The final battle against Starro is another moment where the film embraces how weird it is. Polka Dot Man has a very noble death, but I was sad to see him go. The real heroes of the day wound up being Ratcatcher II and Harley Quinn. Between them, they were able to take down the giant starfish. I thought Bloodsport was set up to be the hero of the day, but seeing the two women take the lead was a nice change of pace, especially for Ratcatcher II.
What really caught me off-guard was that I started feeling sorry for Starro as he died. To him, the real villain of the plot was humanity.
Many CBMs these days try and remain grounded in a sense of reality, and whilst I enjoy that, The Suicide Squad was a refreshing change of pace. It’s weird, wonderful and unbelievably gory. It’s everything I hoped it would be and more. The studio gave James Gunn free rein with this film, and rightfully so.
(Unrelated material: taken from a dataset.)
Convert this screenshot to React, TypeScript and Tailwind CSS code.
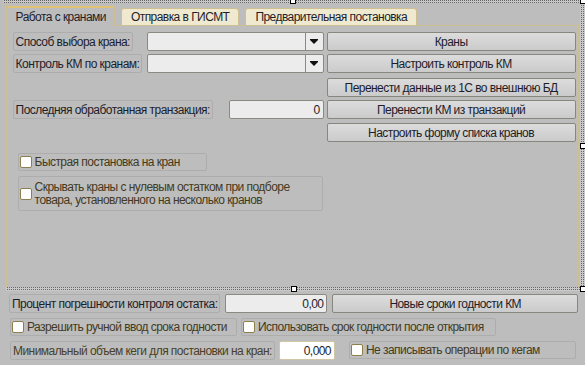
import React from "react";

const hatch =
  "bg-[conic-gradient(#666_0_25%,#c9c9c9_0)] bg-[length:2px_2px]";

function Handle({ className }: { className: string }) {
  return (
    <div
      className={`absolute w-[6px] h-[6px] bg-white border border-black ${className}`}
    />
  );
}

function Label({ text, className = "" }: { text: string; className?: string }) {
  return (
    <div
      className={`h-[19px] inline-flex items-center px-[2px] border border-[#adadad] rounded-[2px] whitespace-nowrap ${className}`}
    >
      {text}
    </div>
  );
}

function Button({ text, className = "" }: { text: string; className?: string }) {
  return (
    <div
      className={`h-[19px] flex items-center justify-center border border-[#88877f] rounded-[2px] bg-gradient-to-b from-[#dcdcdc] to-[#cbcbcb] whitespace-nowrap ${className}`}
    >
      {text}
    </div>
  );
}

function Box() {
  return (
    <div className="w-[12px] h-[12px] shrink-0 bg-white border border-[#8e7e4c] rounded-[2px]" />
  );
}

function Check({ text, className = "" }: { text: string; className?: string }) {
  return (
    <div
      className={`h-[18px] flex items-center gap-[3px] pl-[1px] border border-[#adadad] rounded-[2px] text-[#433a22] whitespace-nowrap ${className}`}
    >
      <Box />
      <span>{text}</span>
    </div>
  );
}

function Input({
  value = "",
  className = "",
  white = false,
}: {
  value?: string;
  className?: string;
  white?: boolean;
}) {
  return (
    <div
      className={`h-[19px] flex items-center justify-end pr-[3px] border rounded-[2px] ${
        white ? "bg-white border-[#cfc7a6]" : "bg-[#ececec] border-[#8b8a82]"
      } ${className}`}
    >
      {value}
    </div>
  );
}

function Combo() {
  return (
    <div className="w-[177px] h-[19px] flex border border-[#8b8a82] rounded-[2px] bg-[#ececec]">
      <div className="flex-1" />
      <div className="w-[18px] flex items-center justify-center border-l border-[#8b8a82]">
        <svg width="8" height="5" viewBox="0 0 8 5">
          <path d="M0 0H8V1L4 5L0 1Z" fill="#111" />
        </svg>
      </div>
    </div>
  );
}

export default function App() {
  return (
    <div className="relative w-[585px] h-[365px] overflow-hidden bg-[#bdbdbd] text-[12px] tracking-[-0.55px] leading-[14px] text-[#1d1d2b] font-['Liberation_Sans',Arial,sans-serif]">
      {/* top hatched strip */}
      <div className={`h-[3px] ml-[3px] ${hatch}`} />

      <div className="flex h-[284px]">
        <div className="w-[5px]" />
        {/* tab control */}
        <div className="flex-1 flex flex-col">
          <div className="flex items-end h-[22px] pt-[2px] border-l-2 border-[#cdbf92]">
            <div className="h-[20px] px-[8px] flex items-center bg-[#bdbdbd] border-t-2 border-x border-t-[#e2c373] border-x-[#cdbf92] rounded-t-[3px] -mb-[1px] relative z-10">
              Работа с кранами
            </div>
            <div className="ml-[6px] h-[17px] px-[9px] flex items-center bg-[#efe9cf] border-t border-x border-[#cdbf92] rounded-t-[3px]">
              Отправка в ГИСМТ
            </div>
            <div className="ml-[6px] h-[17px] px-[9px] flex items-center bg-[#efe9cf] border-t border-x border-[#cdbf92] rounded-t-[3px]">
              Предварительная постановка
            </div>
            <div className="flex-1" />
          </div>
          <div className="flex-1 border-t border-l-2 border-r border-[#cdbf92] pl-[6px] pt-[6px] pr-[2px] flex flex-col">
            <div className="flex">
              <div className="w-[134px]">
                <Label text="Способ выбора крана:" />
              </div>
              <Combo />
              <Button text="Краны" className="ml-[3px] w-[249px]" />
            </div>
            <div className="flex mt-[3px]">
              <div className="w-[134px]">
                <Label text="Контроль КМ по кранам:" />
              </div>
              <Combo />
              <Button text="Настроить контроль КМ" className="ml-[3px] w-[249px]" />
            </div>
            <div className="flex mt-[5px] justify-end">
              <Button text="Перенести данные из 1С во внешнюю БД" className="w-[249px]" />
            </div>
            <div className="flex mt-[3px]">
              <div className="w-[216px]">
                <Label text="Последняя обработанная транзакция:" />
              </div>
              <Input value="0" className="w-[95px]" />
              <Button text="Перенести КМ из транзакций" className="ml-[3px] w-[249px]" />
            </div>
            <div className="flex mt-[4px] justify-end">
              <Button text="Настроить форму списка кранов" className="w-[249px]" />
            </div>
            <div className="pl-[5px] mt-[11px] flex flex-col gap-[5px]">
              <Check text="Быстрая постановка на кран" className="w-[189px]" />
              <div className="w-[305px] h-[35px] flex items-center gap-[3px] pl-[1px] border border-[#adadad] rounded-[2px] text-[#433a22]">
                <Box />
                <span className="leading-[13px]">
                  Скрывать краны с нулевым остатком при подборе
                  <br />
                  товара, установленного на несколько кранов
                </span>
              </div>
            </div>
          </div>
        </div>
        <div className="w-[2px]" />
        <div className={`w-[5px] ${hatch}`} />
      </div>

      {/* bottom hatched band */}
      <div className={`h-[4px] ml-[6px] ${hatch}`} />

      {/* bottom panel */}
      <div className="pl-[9px] pr-[7px] pt-[3px] flex flex-col gap-[5px]">
        <div className="flex">
          <div className="w-[216px]">
            <Label text="Процент погрешности контроля остатка:" />
          </div>
          <Input value="0,00" className="w-[103px]" />
          <Button text="Новые сроки годности КМ" className="ml-[5px] w-[246px]" />
        </div>
        <div className="flex pl-[1px]">
          <Check text="Разрешить ручной ввод срока годности" className="w-[227px]" />
          <Check text="Использовать срок годности после открытия" className="ml-[4px] w-[255px]" />
        </div>
        <div className="flex pl-[1px]">
          <div className="w-[269px]">
            <Label text="Минимальный объем кеги для постановки на кран:" className="text-[#4a4026]" />
          </div>
          <Input value="0,000" white className="w-[56px]" />
          <Check text="Не записывать операции по кегам" className="ml-[14px] w-[227px]" />
        </div>
      </div>

      {/* selection handles */}
      <Handle className="left-[290px] top-[-2px]" />
      <Handle className="left-[580px] top-[-2px]" />
      <Handle className="left-[580px] top-[143px]" />
      <Handle className="left-[291px] top-[286px]" />
      <Handle className="left-[580px] top-[286px]" />
    </div>
  );
}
Any film that has the guts (both figuratively and literally) to kill off half of its cast in the first act is bound to grab the audience’s attention. Every character had their chance to shine and many were given noble deaths. The action, humour and general chaos are broken up nicely with flashbacks and slower-paced moments. We have a chance to enjoy each character whilst still following the overarching plot.
This film is a must-see, possibly the best that the DCEU has to offer. It’s up there with some of my favourite comic book movies of all time and it’s earned its spot by being completely different to everything else I’ve seen.